Confit pork belly with cannellini beans & rosemary
Contains pork – recipe is for non-Muslims only
This classic slow-roast pork belly makes an impressive main course for a dinner party. It takes a little time but the end result is definitely worth it
- Prep:30 mins
plus at least 7 hrs chilling and overnight soaking (optional)
- Serves 4
- A challenge
Nutrition per serving
- kcal 1039
- fat 77g
- saturates 32g
- carbs 37g
- sugars 1g
- fibre 12g
- protein 43g
- salt 1.5g
- 1kg pork belly, skin on and bones intact
- 200g coarse sea salt
- 6 rosemary sprigs, leaves picked and finely chopped
- 4 garlic cloves, chopped
- 2l duck fat
- 500ml vegetable oil
- 300g dried cannellini beans
- 150g unsalted butter
- green salad, to serve
Score the skin of the pork with a knife, then put in a shallow dish and rub all over with the sea salt, half the rosemary and all the garlic. Cover the dish with cling film and leave in the fridge for at least 7 hrs, preferably overnight. While the pork is being salted, soak the beans in plenty of cold water overnight.
Heat oven to 150C/130C fan/gas 2. Wash the pork well and pat dry. Heat the duck fat and half the vegetable oil in a deep, flameproof casserole dish or roasting tin until the fat has melted, then carefully lower in the pork. Cover with foil and put in the oven. Cook for about 4 hrs or until the pork is very tender.

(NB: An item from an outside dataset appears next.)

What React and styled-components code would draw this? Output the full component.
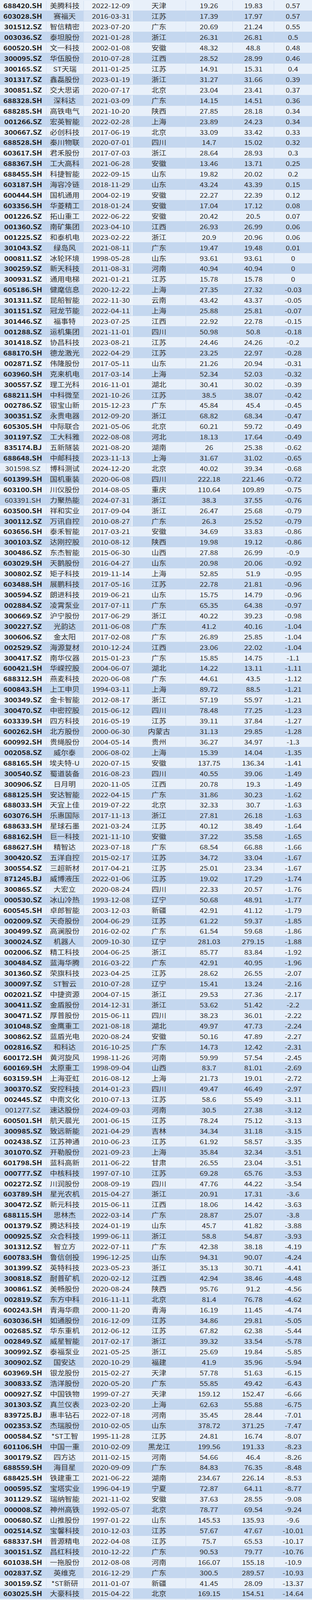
import React from 'react'
import styled, { createGlobalStyle } from 'styled-components'

const GlobalStyle = createGlobalStyle`
  html, body {
    margin: 0;
    padding: 0;
    background: #e8f0fa;
  }
  body {
    font-family: "Noto Sans CJK SC", "Noto Sans", sans-serif;
  }
`

// code|name|date|province|before|after|change  (* before code = regular weight)
const RAW = `688420.SH|美腾科技|2022-12-09|天津|19.26|19.83|0.57
603028.SH|赛福天|2016-03-31|江苏|17.39|17.97|0.57
301512.SZ|智信精密|2023-07-20|广东|20.69|21.24|0.55
003036.SZ|泰坦股份|2021-01-28|浙江|26.31|26.81|0.5
600520.SH|文一科技|2002-01-08|安徽|48.32|48.8|0.48
300095.SZ|华伍股份|2010-07-28|江西|28.52|28.99|0.46
300165.SZ|ST天瑞|2011-01-25|江苏|14.91|15.31|0.4
301317.SZ|鑫磊股份|2023-01-19|浙江|31.27|31.66|0.39
300851.SZ|交大思诺|2020-07-17|北京|23.04|23.41|0.37
688328.SH|深科达|2021-03-09|广东|14.15|14.51|0.36
688285.SH|高铁电气|2021-10-20|陕西|27.85|28.18|0.34
001266.SZ|宏英智能|2022-02-28|上海|23.89|24.23|0.34
300667.SZ|必创科技|2017-06-19|北京|33.09|33.42|0.33
688528.SH|秦川物联|2020-07-01|四川|14.7|15.02|0.32
603617.SH|君禾股份|2017-07-03|浙江|28.64|28.93|0.3
688367.SH|工大高科|2021-06-28|安徽|13.46|13.71|0.25
688455.SH|科捷智能|2022-09-15|山东|19.82|20.02|0.2
603187.SH|海容冷链|2018-11-29|山东|43.24|43.39|0.15
600444.SH|国机通用|2004-02-19|安徽|22.27|22.39|0.12
603356.SH|华菱精工|2018-01-24|安徽|17.04|17.12|0.08
001226.SZ|拓山重工|2022-06-22|安徽|20.42|20.5|0.07
001360.SZ|南矿集团|2023-04-10|江西|26.93|26.99|0.06
001225.SZ|和泰机电|2023-02-22|浙江|20.9|20.96|0.06
301043.SZ|绿岛风|2021-08-11|广东|19.47|19.48|0.01
000811.SZ|冰轮环境|1998-05-28|山东|93.61|93.61|0
300259.SZ|新天科技|2011-08-31|河南|40.94|40.94|0
300931.SZ|通用电梯|2021-01-21|江苏|15.78|15.78|0
605186.SH|健麾信息|2020-12-22|上海|27.35|27.32|-0.03
301311.SZ|昆船智能|2022-11-30|云南|43.42|43.37|-0.05
301151.SZ|冠龙节能|2022-04-11|上海|25.88|25.81|-0.07
301446.SZ|福事特|2023-07-25|江西|22.92|22.78|-0.15
001288.SZ|运机集团|2021-11-01|四川|50.98|50.8|-0.18
301418.SZ|协昌科技|2023-08-21|江苏|24.46|24.26|-0.2
688170.SH|德龙激光|2022-04-29|江苏|23.25|22.97|-0.28
002871.SZ|伟隆股份|2017-05-11|山东|21.26|20.94|-0.31
603960.SH|克来机电|2017-03-14|上海|52.34|52.03|-0.32
300557.SZ|理工光科|2016-11-01|湖北|30.41|30.02|-0.39
688211.SH|中科微至|2021-10-26|江苏|38.5|38.07|-0.42
002786.SZ|银宝山新|2015-12-23|广东|45.84|45.4|-0.45
300351.SZ|永贵电器|2012-09-20|浙江|68.82|68.34|-0.47
605305.SH|中际联合|2021-05-06|北京|60.21|59.72|-0.49
301197.SZ|工大科雅|2022-08-08|河北|18.13|17.64|-0.49
835174.BJ|五新隧装|2021-08-20|湖南|26|25.38|-0.62
688648.SH|中邮科技|2023-11-13|上海|31.67|31.02|-0.65
*301598.SZ|博科测试|2024-12-20|北京|40.02|39.34|-0.68
601399.SH|国机重装|2020-06-08|四川|222.18|221.46|-0.72
603100.SH|川仪股份|2014-08-05|重庆|110.64|109.89|-0.75
*603391.SH|力聚热能|2024-07-31|浙江|38.3|37.55|-0.76
603500.SH|祥和实业|2017-09-04|浙江|26.47|25.68|-0.79
300112.SZ|万讯自控|2010-08-27|广东|26.3|25.52|-0.79
603656.SH|泰禾智能|2017-03-21|安徽|34.69|33.83|-0.86
300103.SZ|达刚控股|2010-08-12|陕西|19.98|19.12|-0.86
300486.SZ|东杰智能|2015-06-30|山西|27.88|26.99|-0.9
603029.SH|天鹅股份|2016-04-27|山东|20.98|20.06|-0.92
300802.SZ|矩子科技|2019-11-14|上海|52.85|51.9|-0.95
603488.SH|展鹏科技|2017-05-16|江苏|22.78|21.81|-0.96
300594.SZ|朗进科技|2019-06-21|山东|15.75|14.79|-0.96
002884.SZ|凌霄泵业|2017-07-11|广东|65.35|64.38|-0.97
300669.SZ|沪宁股份|2017-06-29|浙江|40.22|39.23|-0.98
300227.SZ|光韵达|2011-06-08|广东|41.2|40.16|-1.04
300606.SZ|金太阳|2017-02-08|广东|26.89|25.85|-1.04
002529.SZ|海源复材|2010-12-24|江西|23.06|22.02|-1.04
300417.SZ|南华仪器|2015-01-23|广东|15.85|14.75|-1.1
600421.SH|华嵘控股|2004-06-07|湖北|14.22|13.11|-1.11
688312.SH|燕麦科技|2020-06-08|广东|44.61|43.5|-1.12
600843.SH|上工申贝|1994-03-11|上海|89.72|88.5|-1.21
300349.SZ|金卡智能|2012-08-17|浙江|57.19|55.97|-1.21
300470.SZ|中密控股|2015-06-12|四川|78.48|77.25|-1.23
603339.SH|四方科技|2016-05-19|江苏|39.11|37.84|-1.27
600262.SH|北方股份|2000-06-30|内蒙古|31.13|29.85|-1.28
600992.SH|贵绳股份|2004-05-14|贵州|36.27|34.97|-1.3
002058.SZ|威尔泰|2006-08-02|上海|15.39|14.04|-1.35
688165.SH|埃夫特-U|2020-07-15|安徽|137.75|136.34|-1.41
300540.SZ|蜀道装备|2016-08-23|四川|40.55|39.06|-1.49
300906.SZ|日月明|2020-11-05|江西|20.78|19.3|-1.49
688125.SH|安达智能|2022-04-15|广东|31.86|30.23|-1.62
688033.SH|天宜上佳|2019-07-22|北京|32.33|30.7|-1.63
603076.SH|乐惠国际|2017-11-13|浙江|27.81|26.18|-1.63
688633.SH|星球石墨|2021-03-24|江苏|40.12|38.49|-1.64
688162.SH|巨一科技|2021-11-10|安徽|37.22|35.58|-1.65
688627.SH|精智达|2023-07-18|广东|68.54|66.88|-1.66
300420.SZ|五洋自控|2015-02-17|江苏|34.72|33.04|-1.67
300554.SZ|三超新材|2017-04-21|江苏|25.01|23.34|-1.67
871245.BJ|威博液压|2022-01-06|江苏|19.02|17.29|-1.74
300865.SZ|大宏立|2020-08-24|四川|22.33|20.57|-1.76
000530.SZ|冰山冷热|1993-12-08|辽宁|50.68|48.91|-1.77
600545.SH|卓郎智能|2003-12-03|新疆|42.91|41.12|-1.79
002009.SZ|天奇股份|2004-06-29|江苏|61.22|59.37|-1.85
300499.SZ|高澜股份|2016-02-02|广东|61.54|59.68|-1.86
300024.SZ|机器人|2009-10-30|辽宁|281.03|279.15|-1.88
002006.SZ|精工科技|2004-06-25|浙江|85.77|83.84|-1.92
300484.SZ|蓝海华腾|2016-03-22|广东|42.91|40.95|-1.96
301360.SZ|荣旗科技|2023-04-25|江苏|28.62|26.55|-2.07
300097.SZ|ST智云|2010-07-28|辽宁|15.41|13.24|-2.16
002021.SZ|中捷资源|2004-07-15|浙江|29.53|27.36|-2.17
300411.SZ|金盾股份|2014-12-31|浙江|53.62|51.42|-2.2
300471.SZ|厚普股份|2015-06-11|四川|38.23|36.01|-2.22
301048.SZ|金鹰重工|2021-08-18|湖北|49.97|47.73|-2.24
300862.SZ|蓝盾光电|2020-08-24|安徽|50.16|47.89|-2.27
002816.SZ|和科达|2016-10-25|广东|14.73|12.42|-2.31
600172.SH|黄河旋风|1998-11-26|河南|59.99|57.54|-2.45
600169.SH|太原重工|1998-09-04|山西|83.7|81.01|-2.69
603159.SH|上海亚虹|2016-08-12|上海|21.73|19.01|-2.72
300370.SZ|安控科技|2014-01-23|四川|49.47|46.49|-2.97
002445.SZ|中南文化|2010-07-13|江苏|58.6|55.49|-3.11
*001277.SZ|速达股份|2024-09-03|河南|30.5|27.38|-3.12
600501.SH|航天晨光|2001-06-15|江苏|78.24|75.12|-3.13
300985.SZ|致远新能|2021-04-29|吉林|34.34|31.18|-3.15
002438.SZ|江苏神通|2010-06-23|江苏|61.92|58.57|-3.35
301070.SZ|开勒股份|2021-09-23|上海|35.84|32.34|-3.51
601798.SH|蓝科高新|2011-06-22|甘肃|26.55|23.04|-3.51
000777.SZ|中核科技|1997-07-10|江苏|69.28|65.76|-3.53
002272.SZ|川润股份|2008-09-19|四川|47.76|44.22|-3.54
603789.SH|星光农机|2015-04-27|浙江|20.91|17.31|-3.6
300472.SZ|新元科技|2015-06-11|江西|18.06|14.42|-3.63
688115.SH|思林杰|2022-03-14|广东|28.87|25.07|-3.8
001379.SZ|腾达科技|2024-01-19|山东|45.7|41.82|-3.88
000925.SZ|众合科技|1999-06-11|浙江|58.8|54.87|-3.93
301312.SZ|智立方|2022-07-11|广东|42.38|38.18|-4.19
600783.SH|鲁信创投|1996-12-25|山东|94.31|90.07|-4.24
301399.SZ|英特科技|2023-05-23|浙江|35.13|30.71|-4.41
300818.SZ|耐普矿机|2020-02-12|江西|42.94|38.46|-4.48
300861.SZ|美畅股份|2020-08-24|陕西|95.76|91.2|-4.56
002819.SZ|东方中科|2016-11-11|北京|81.4|76.78|-4.62
600243.SH|青海华鼎|2000-11-20|青海|16.19|11.45|-4.74
603036.SH|如通股份|2016-12-09|江苏|34.86|29.81|-5.05
002685.SZ|华东重机|2012-06-12|江苏|67.82|62.38|-5.44
002849.SZ|威星智能|2017-02-17|浙江|39.32|33.54|-5.78
300992.SZ|泰福泵业|2021-05-25|浙江|25.69|19.84|-5.85
300902.SZ|国安达|2020-10-29|福建|41.9|35.96|-5.94
603969.SH|银龙股份|2015-02-27|天津|57.78|51.63|-6.15
300833.SZ|浩洋股份|2020-05-20|广东|55.85|49.42|-6.43
000927.SZ|中国铁物|1999-07-27|天津|159.12|152.47|-6.66
301303.SZ|真兰仪表|2023-02-20|上海|62.63|55.88|-6.75
839725.BJ|惠丰钻石|2022-07-18|河南|35.45|28.44|-7.01
002353.SZ|杰瑞股份|2010-02-05|山东|378.72|371.25|-7.47
000584.SZ|*ST工智|1995-11-28|江苏|24.81|16.74|-8.07
601106.SH|中国一重|2010-02-09|黑龙江|199.56|191.33|-8.23
300179.SZ|四方达|2011-02-15|河南|54.66|46.4|-8.26
688559.SH|海目星|2020-09-09|广东|84.83|76.35|-8.48
688425.SH|铁建重工|2021-06-22|湖南|234.67|226.14|-8.53
000595.SZ|宝塔实业|1996-04-19|宁夏|72.87|64.11|-8.77
301129.SZ|瑞纳智能|2021-11-02|安徽|37.63|28.55|-9.08
000008.SZ|神州高铁|1992-05-07|北京|78.77|69.54|-9.24
000680.SZ|山推股份|1997-01-22|山东|145.53|135.93|-9.6
002514.SZ|宝馨科技|2010-12-03|江苏|57.67|47.67|-10.01
688337.SH|普源精电|2022-04-08|江苏|75.7|65.53|-10.17
300151.SZ|昌红科技|2010-12-22|广东|90.53|79.77|-10.76
601038.SH|一拖股份|2012-08-08|河南|166.07|155.18|-10.9
002837.SZ|英维克|2016-12-29|广东|300.5|289.57|-10.93
300159.SZ|*ST新研|2011-01-07|新疆|41.45|28.09|-13.37
603025.SH|大豪科技|2015-04-22|北京|169.15|154.51|-14.64
000528.SZ|柳工|1993-11-18|广西|243.52|225.75|-17.77
603283.SH|赛腾股份|2017-12-25|江苏|138.54|120.27|-18.27
000988.SZ|华工科技|2000-06-08|湖北|435.38|413.16|-22.22
600579.SH|中化装备|2002-08-09|山东|60.35|37.99|-22.36
600894.SH|广日股份|1996-03-28|广东|127.58|105.13|-22.46
688187.SH|时代电气|2021-09-07|湖南|674.07|647.29|-26.78
603338.SH|浙江鼎力|2015-03-25|浙江|326.7|299.2|-27.49
002444.SZ|巨星科技|2010-07-13|浙江|386.41|353.68|-32.73
001696.SZ|宗申动力|1997-03-06|重庆|285.11|251.91|-33.21
688009.SH|中国通号|2019-07-22|北京|662.92|596.21|-66.72
300757.SZ|罗博特科|2019-01-08|江苏|349.33|282.2|-67.13
601766.SH|中国中车|2008-08-18|北京|2404.96|2026.14|-378.83`

const rows = RAW.split('\n').map(line => {
  const cells = line.split('|')
  const regular = cells[0].startsWith('*')
  cells[0] = cells[0].replace(/^\*/, '')
  return { cells, regular }
})

// the whole sheet is one fixed-height grid so every stripe gets an equal share
const Sheet = styled.div`
  width: 800px;
  height: 4443px;
  box-sizing: border-box;
  padding-top: 1.5px;
  overflow: hidden;
  display: grid;
  grid-template-rows: repeat(${rows.length}, minmax(0, 1fr)) 26.5px;
  color: #2c2c2c;
`

const Row = styled.div`
  display: grid;
  grid-template-columns: 118.5px 96px 125px 137px 120px 106.5px 97px;
  min-height: 0;
  overflow: hidden;
  box-sizing: border-box;
  border-bottom: 1px solid #c9d9ee;
  background: ${({ $dark }) => ($dark ? '#c4d7ef' : '#e8f0fa')};
`

const Cell = styled.div`
  display: flex;
  align-items: center;
  justify-content: center;
  min-width: 0;
  min-height: 0;
  box-sizing: border-box;
  border-right: ${({ $split }) => ($split ? '2px solid #f2f6fc' : '1px solid #cddbef')};
  padding-left: ${({ $shift }) => ($shift ? '16px' : '0')};
  background: ${({ $lighten, $dark }) =>
    $lighten ? ($dark ? '#d8e4f4' : '#edf3fb') : 'transparent'};
  &:last-child {
    border-right: none;
  }
`

const Txt = styled.span`
  display: block;
  flex: none;
  white-space: nowrap;
  font-size: 16.5px;
  line-height: 20px;
  font-weight: ${({ $bold }) => ($bold ? 700 : 400)};
  color: ${({ $bold }) => ($bold ? '#1c1c1c' : '#2e2e2e')};
  transform: scaleX(1.15);
  transform-origin: center;
`

const Footer = styled.div`
  display: flex;
  align-items: center;
  padding-left: 4px;
  min-height: 0;
  overflow: hidden;
  background: #e8f0fa;
  border-bottom: 1px solid #d3e0f1;
  box-sizing: border-box;
`

const FootTxt = styled(Txt)`
  transform-origin: left center;
  color: #333;
`

const App = () => (
  <>
    <GlobalStyle />
    <Sheet>
      {rows.map(({ cells, regular }, i) => {
        const dark = i % 2 === 1
        const [code, name, date, prov, before, after, change] = cells
        return (
          <Row key={code} $dark={dark}>
            <Cell>
              <Txt $bold={!regular}>{code}</Txt>
            </Cell>
            <Cell>
              <Txt>{name}</Txt>
            </Cell>
            <Cell $lighten $dark={dark} $shift $split>
              <Txt>{date}</Txt>
            </Cell>
            <Cell>
              <Txt>{prov}</Txt>
            </Cell>
            <Cell>
              <Txt>{before}</Txt>
            </Cell>
            <Cell>
              <Txt>{after}</Txt>
            </Cell>
            <Cell>
              <Txt>{change}</Txt>
            </Cell>
          </Row>
        )
      })}
      <Footer>
        <FootTxt>数据来源：Wind，时代商业研究院整理</FootTxt>
      </Footer>
    </Sheet>
  </>
)

export default App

Leave the pork to cool slightly, then remove from the fat and cool completely. Alternatively, the pork can be kept in the fat in the fridge, covered, for up to 3 months. The fat itself can be reused.
Remove the bones and any sinew or membrane from the pork.
Press the pork between two roasting trays with heavy weights on top (such as cans). This process will shape and compact the meat so that it’s easier to portion. Leave the meat to press in the fridge for at least 2 hrs. You can leave the pork to press overnight (the beans will be fine left soaking in water for up to 48 hrs, but change the water after 24 hrs).
Heat oven to 220C/200C fan/gas 7. Drain the beans and tip into a large pan. Cover with about 5cm of fresh water. Bring to the boil, then cook over a medium heat for 40 mins until tender. Add the butter and the remaining rosemary to the beans, and cook for 5 mins until the beans and buttery water have emulsified. Season well and keep warm.
Take the pork out of the fridge and cut into four equal pieces. Put a large, ovenproof non-stick sauté pan in the oven with the remaining oil and heat until almost smoking.
Place the pork, skin-side down, in the hot vegetable oil (be careful as the oil will spit). Return the pork to the oven for 12 mins until heated through and the skin is crisp and golden.
Divide the beans between four serving plates and top each with a piece of crispy pork. Serve with a crisp green salad.